Reproduce the data below in full and exclude every picture.
::: Raw data :::
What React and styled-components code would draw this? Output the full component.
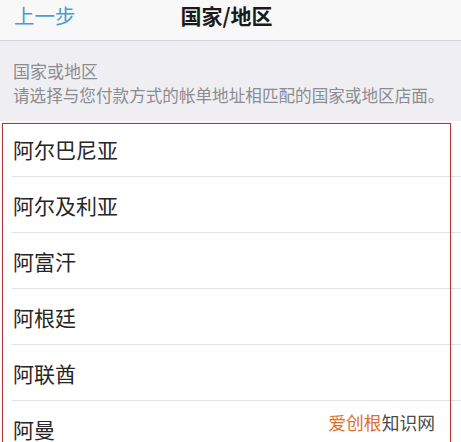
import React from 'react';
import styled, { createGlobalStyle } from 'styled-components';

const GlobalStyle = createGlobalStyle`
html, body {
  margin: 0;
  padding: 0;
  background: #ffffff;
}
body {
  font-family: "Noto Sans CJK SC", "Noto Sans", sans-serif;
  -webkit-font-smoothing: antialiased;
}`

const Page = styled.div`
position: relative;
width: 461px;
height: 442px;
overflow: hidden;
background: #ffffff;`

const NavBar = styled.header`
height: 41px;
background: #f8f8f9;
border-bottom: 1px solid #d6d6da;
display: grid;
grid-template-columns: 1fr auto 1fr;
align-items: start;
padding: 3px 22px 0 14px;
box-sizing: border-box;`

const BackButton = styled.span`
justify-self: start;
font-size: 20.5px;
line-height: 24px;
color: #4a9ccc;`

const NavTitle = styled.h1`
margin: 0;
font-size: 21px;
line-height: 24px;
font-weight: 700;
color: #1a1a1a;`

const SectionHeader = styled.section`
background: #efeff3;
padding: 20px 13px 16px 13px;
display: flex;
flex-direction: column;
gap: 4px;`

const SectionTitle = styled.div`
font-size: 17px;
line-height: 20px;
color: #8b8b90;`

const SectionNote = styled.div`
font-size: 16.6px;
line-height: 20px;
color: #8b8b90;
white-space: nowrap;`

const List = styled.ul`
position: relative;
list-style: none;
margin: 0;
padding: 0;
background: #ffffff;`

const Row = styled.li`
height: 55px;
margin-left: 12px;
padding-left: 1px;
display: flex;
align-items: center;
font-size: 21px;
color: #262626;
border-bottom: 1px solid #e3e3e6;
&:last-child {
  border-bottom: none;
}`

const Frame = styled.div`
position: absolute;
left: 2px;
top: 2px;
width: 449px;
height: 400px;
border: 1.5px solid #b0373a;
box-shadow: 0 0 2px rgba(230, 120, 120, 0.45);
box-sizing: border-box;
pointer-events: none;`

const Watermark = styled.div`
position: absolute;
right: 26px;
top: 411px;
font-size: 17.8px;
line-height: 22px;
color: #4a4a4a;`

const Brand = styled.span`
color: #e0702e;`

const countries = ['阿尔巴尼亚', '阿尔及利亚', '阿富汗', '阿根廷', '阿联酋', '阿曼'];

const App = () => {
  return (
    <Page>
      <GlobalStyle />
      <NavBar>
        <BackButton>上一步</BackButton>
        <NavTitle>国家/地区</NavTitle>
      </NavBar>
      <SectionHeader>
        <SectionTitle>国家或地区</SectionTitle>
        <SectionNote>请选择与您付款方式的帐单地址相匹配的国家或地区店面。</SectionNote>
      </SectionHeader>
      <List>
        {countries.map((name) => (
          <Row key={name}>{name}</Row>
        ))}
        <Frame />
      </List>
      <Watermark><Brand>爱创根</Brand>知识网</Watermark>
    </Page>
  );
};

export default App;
:::
• Solution for this problem
What React and styled-components code would draw this? Output the full component.
import React from 'react';
import styled, { createGlobalStyle } from 'styled-components';

const GlobalStyle = createGlobalStyle`
html, body {
  margin: 0;
  padding: 0;
  background: #ffffff;
}
body {
  font-family: "Noto Sans CJK SC", "Noto Sans", sans-serif;
  -webkit-font-smoothing: antialiased;
}`

const Page = styled.div`
position: relative;
width: 461px;
height: 442px;
overflow: hidden;
background: #ffffff;`

const NavBar = styled.header`
height: 41px;
background: #f8f8f9;
border-bottom: 1px solid #d6d6da;
display: grid;
grid-template-columns: 1fr auto 1fr;
align-items: start;
padding: 3px 22px 0 14px;
box-sizing: border-box;`

const BackButton = styled.span`
justify-self: start;
font-size: 20.5px;
line-height: 24px;
color: #4a9ccc;`

const NavTitle = styled.h1`
margin: 0;
font-size: 21px;
line-height: 24px;
font-weight: 700;
color: #1a1a1a;`

const SectionHeader = styled.section`
background: #efeff3;
padding: 20px 13px 16px 13px;
display: flex;
flex-direction: column;
gap: 4px;`

const SectionTitle = styled.div`
font-size: 17px;
line-height: 20px;
color: #8b8b90;`

const SectionNote = styled.div`
font-size: 16.6px;
line-height: 20px;
color: #8b8b90;
white-space: nowrap;`

const List = styled.ul`
position: relative;
list-style: none;
margin: 0;
padding: 0;
background: #ffffff;`

const Row = styled.li`
height: 55px;
margin-left: 12px;
padding-left: 1px;
display: flex;
align-items: center;
font-size: 21px;
color: #262626;
border-bottom: 1px solid #e3e3e6;
&:last-child {
  border-bottom: none;
}`

const Frame = styled.div`
position: absolute;
left: 2px;
top: 2px;
width: 449px;
height: 400px;
border: 1.5px solid #b0373a;
box-shadow: 0 0 2px rgba(230, 120, 120, 0.45);
box-sizing: border-box;
pointer-events: none;`

const Watermark = styled.div`
position: absolute;
right: 26px;
top: 411px;
font-size: 17.8px;
line-height: 22px;
color: #4a4a4a;`

const Brand = styled.span`
color: #e0702e;`

const countries = ['阿尔巴尼亚', '阿尔及利亚', '阿富汗', '阿根廷', '阿联酋', '阿曼'];

const App = () => {
  return (
    <Page>
      <GlobalStyle />
      <NavBar>
        <BackButton>上一步</BackButton>
        <NavTitle>国家/地区</NavTitle>
      </NavBar>
      <SectionHeader>
        <SectionTitle>国家或地区</SectionTitle>
        <SectionNote>请选择与您付款方式的帐单地址相匹配的国家或地区店面。</SectionNote>
      </SectionHeader>
      <List>
        {countries.map((name) => (
          <Row key={name}>{name}</Row>
        ))}
        <Frame />
      </List>
      <Watermark><Brand>爱创根</Brand>知识网</Watermark>
    </Page>
  );
};

export default App;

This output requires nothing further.